Не думаю, что нашел бы другие слова, и я знал, что этого недостаточно. Это походило на разговор, который у меня только что состоялся с Элейн. Я знал, что есть проблема, но не мог ее исправить. Это было все равно что пытаться сказать моей матери, что все будет хорошо, чтобы успокоить ее. Но все не будет хорошо. Пациентка Джо, маленький ребенок, только что лишилась рук. Слов сожаления и сочувствия просто нет в таких случаях.

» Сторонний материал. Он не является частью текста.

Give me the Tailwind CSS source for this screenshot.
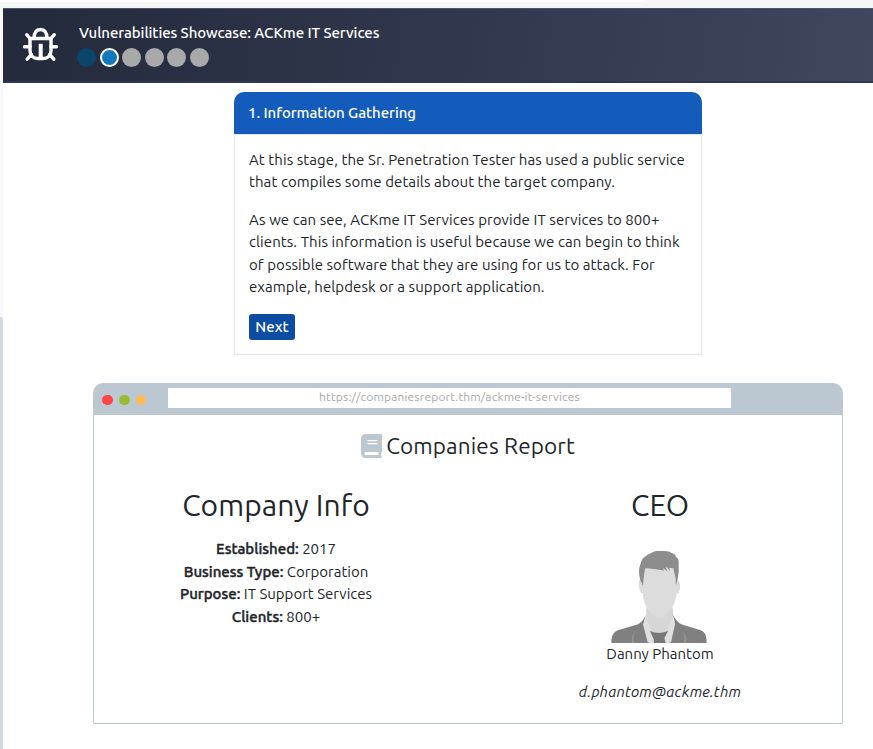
<!DOCTYPE html>
<html lang="en">
<head>
<meta charset="utf-8">
<title>Vulnerabilities Showcase</title>
<script src="https://cdn.jsdelivr.net/npm/@tailwindcss/browser@4"></script>
</head>
<body class="h-[749px] w-[873px] overflow-hidden bg-white font-['Ubuntu','Noto_Sans',sans-serif] text-[15px] leading-[22.4px] text-[#212529]">
<div class="flex h-full flex-col">
  <div class="h-2 shrink-0 bg-[#f6f6f6]"><div class="h-[2px] w-[645px] rounded-br-lg bg-white"></div></div>
  <div class="flex min-h-0 flex-1">
    <aside class="w-[3px] shrink-0 bg-[#f9f9fb] pt-[309px]"><div class="h-full rounded-tr-[3px] bg-[#d2d8e0]"></div></aside>
    <main class="flex flex-1 flex-col">
      <header class="flex h-[75px] shrink-0 border-t border-b-2 border-t-[#4d566e] border-b-[#2e3854] bg-linear-[100deg] from-[#232a3b] from-0% via-[#373e56] via-75% to-[#3f485f] to-100% pl-[19px]">
        <svg class="mt-[17px] h-[38px] w-[38px]" viewBox="0 0 38 38" fill="none" stroke="white" stroke-width="3.4" stroke-linecap="round" stroke-linejoin="round">
          <path d="M12 12.500C12 6.500 14.500 3.500 18.500 3.500S25 6.500 25 12.500"/>
          <path d="M8 12.500h21v12c0 5-3 8-8 8h-5c-5 0-8-3-8-8z"/>
          <path d="M8 12.500L4.700 8.700M29 12.500L32.300 8.700M8 20.800H2.500M29 20.800h5.500M9.500 28.500L5.200 33.200M27.500 28.500L31.800 33.200"/>
          <path d="M18.700 17.800v14" stroke-linecap="butt" stroke-width="4"/>
        </svg>
        <div class="ml-[19px]">
          <div class="mt-[13px] h-[22px] whitespace-nowrap font-medium tracking-[-0.08px] text-white">Vulnerabilities Showcase: ACKme IT Services</div>
          <div class="-ml-[2px] mt-[4px] flex gap-[3.6px]">
            <i class="h-[19px] w-[19px] rounded-full bg-[#0b4569]"></i>
            <i class="h-[19px] w-[19px] rounded-full border-2 border-white bg-[#117abf]"></i>
            <i class="h-[19px] w-[19px] rounded-full bg-[#a9a9a9]"></i>
            <i class="h-[19px] w-[19px] rounded-full bg-[#a9a9a9]"></i>
            <i class="h-[19px] w-[19px] rounded-full bg-[#a9a9a9]"></i>
            <i class="h-[19px] w-[19px] rounded-full bg-[#a9a9a9]"></i>
          </div>
        </div>
      </header>

      <section class="mt-[9px] ml-[231px] h-[263px] w-[468px] shrink-0">
        <h2 class="h-[42px] rounded-t-[10px] bg-[#145cbb] px-[14px] pt-[10px] font-medium tracking-[-0.06px] text-white">1. Information Gathering</h2>
        <div class="h-[221px] border border-[#e5e7e9] px-[14px] pt-[14px] tracking-[0.08px] whitespace-nowrap">
          <p>At this stage, the Sr. Penetration Tester has used a public service<br>that compiles some details about the target company.</p>
          <p class="mt-[15px]">As we can see, ACKme IT Services provide IT services to 800+<br>clients. This information is useful because we can begin to think<br>of possible software that they are using for us to attack. For<br>example, helpdesk or a support application.</p>
          <button class="mt-[15.600px] flex h-[26px] w-[46px] items-center justify-center rounded-[3px] bg-[#0b4da2] font-medium text-white">Next</button>
        </div>
      </section>

      <section class="mt-[28px] ml-[90px] flex h-[341px] w-[750px] shrink-0 flex-col leading-[22.500px]">
        <div class="flex h-[32px] shrink-0 rounded-t-[10px] bg-[#bbc7d1] pl-[9px]">
          <div class="mt-[12px] flex w-[66px] gap-[6px]">
            <i class="h-[10px] w-[11px] rounded-full bg-[#ff4444]"></i>
            <i class="h-[10px] w-[11px] rounded-full bg-[#99bb33]"></i>
            <i class="h-[10px] w-[10px] rounded-full bg-[#ffbb55]"></i>
          </div>
          <div class="mt-[5px] h-[20px] w-[563px] bg-white text-center text-[12px] leading-[18px] tracking-[0.16px] text-[#a9a9a9]">https://companiesreport.thm/ackme-it-services</div>
        </div>
        <div class="flex-1 border border-t-0 border-[#bbc7d1]">
          <h1 class="flex h-[61px] items-center justify-center gap-[4px] whitespace-nowrap text-[22.5px] tracking-[0.12px]">
            <svg class="h-[24px] w-[21px]" viewBox="0 0 21 24"><path fill="#bbc7d1" d="M4.500 0H20a1 1 0 0 1 1 1v16.500a1 1 0 0 1-.6 1c-.4 1.200-.4 2.500 0 3.500.6.300.6 2-.6 2H4.500A4.500 4.500 0 0 1 0 19.500v-15A4.500 4.500 0 0 1 4.500 0z"/><path d="M6.500 6.700h10M6.500 9.700h10" stroke="white" stroke-width="1.200"/><path d="M17.500 18H5a1.500 1.500 0 0 0 0 3h12.500z" fill="white"/></svg>
            <span class="pt-[2px]">Companies Report</span>
          </h1>
          <div class="grid grid-cols-[364px_1fr] text-center whitespace-nowrap">
            <div class="pt-[9px]">
              <h2 class="h-[42px] text-[30px] leading-[40px] tracking-[0.08px]">Company Info</h2>
              <p class="mt-[11.300px]"><b class="font-medium [-webkit-text-stroke:0.4px_#212529]">Established:</b> 2017</p>
              <p><b class="font-medium [-webkit-text-stroke:0.4px_#212529]">Business Type:</b> Corporation</p>
              <p><b class="font-medium [-webkit-text-stroke:0.4px_#212529]">Purpose:</b> IT Support Services</p>
              <p><b class="font-medium [-webkit-text-stroke:0.4px_#212529]">Clients:</b> 800+</p>
            </div>
            <div class="pt-[9px] pl-[20px]">
              <h2 class="h-[42px] text-[30px] leading-[40px]">CEO</h2>
              <svg class="relative -left-px mx-auto mt-[24px] h-[92px] w-[96px]" viewBox="33 33 288 276">
                <path fill="#cfcfcf" d="M140 205h78l6 104h-90z"/>
                <path fill="#808080" d="M34 309c0-22 6-32 20-38l60-18q14-8 24-28l-6 20 16 64zM320 309c0-22-4-32-18-38l-58-18q-16-8-26-30l6 22-16 64z"/>
                <path fill="#959595" d="M106 272q-8 18-4 37h-6q-4-20 10-37zM248 272q8 18 4 37h6q4-20-10-37z"/>
                <path fill="#d6d6d6" d="M140 200h77q-2 30 7 52l-26 24h-44l-20-26q8-22 6-50z"/>
                <path fill="#e0e0e0" d="M137 226q-2 14-8 27l14 54 16 2 4-10-15-29 5-4q-14-20-16-40zM217 226q2 14 8 27l-12 54-18 2-2-10 12-29-5-4q14-20 17-40z"/>
                <path fill="#787878" d="M150 273q26 12 54 0l-11 21 4 15h-35l-1-12z"/>
                <path fill="#dcdcdc" d="M128 82h98v42q0-4 4-4c12 0 12 22 8 34q-2 8-8 8c-4 28-14 42-26 56-14 20-38 20-52 0-14-16-22-32-24-58q-6 0-8-8c-6-18-6-34 4-34l4 4z"/>
                <path fill="#8d8d8d" d="M129 137l-8-16c-5-22-5-34-1-44 4-12 4-20 14-26 10-8 22-14 34-18h22q20 0 24 6 12 2 14 12 8 4 8 16v30q-2 22-8 40l-2-26-6-26-12-2 3 11-10-12-4 1 6 12-14-11 3 8c-24-4-40-7-56-7q-5 20-7 52z"/>
              </svg>
              <p>Danny Phantom</p>
              <p class="mt-[15.500px] italic tracking-[0.18px]">d.phantom@ackme.thm</p>
            </div>
          </div>
        </div>
      </section>
    </main>
  </div>
</div>
</body>
</html>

Или их в любом случае недостаточно.
Я могу только сидеть и восхищаться способностью Джо справиться с тем, с чем не смог я. На самом деле я испытываю благоговейный трепет перед педиатрами, хирургами и онкологами – список длинный, – справляющимися с бесконечными кризисами и разбитыми сердцами.
Мистер Аллен, человек, который порезал своего друга ножом для хлеба, лечился от шизофрении, а затем его лечили от ПТСР. Он действительно хорошо справился.
Я чувствую, что Элейн вряд ли воспользуется возможностью походить на психотерапию. Джо тоже никогда не ходила на консультации. Я тоже. Мы все очень хорошо относимся к людям.
МЫ СПРАВЛЯЕМСЯ СО СТРЕССОМ САМИ – ВОТ И ВСЕ. И МЫ ПРОДОЛЖАЕМ СПРАВЛЯТЬСЯ ВПЛОТЬ ДО ТОГО МОМЕНТА, КОГДА БОЛЬШЕ НЕ МОЖЕМ.
Проблема в том, что мы не замечаем, когда оказываемся в этом моменте. Врач точно так же, как пациент с психозом, теряет контакт с реальностью. Мы лжем себе о том, что чувствуем, оставляем напряженный день позади и пытаемся забыть обо всем этом, а когда такой вариант не срабатывает, мы обвиняем нашего партнера в своем плохом настроении. Я знаю, я делал именно так.
Отрицание, ссоры и вытеснение. Это то, как мы справляемся, и у нас это действительно хорошо получается.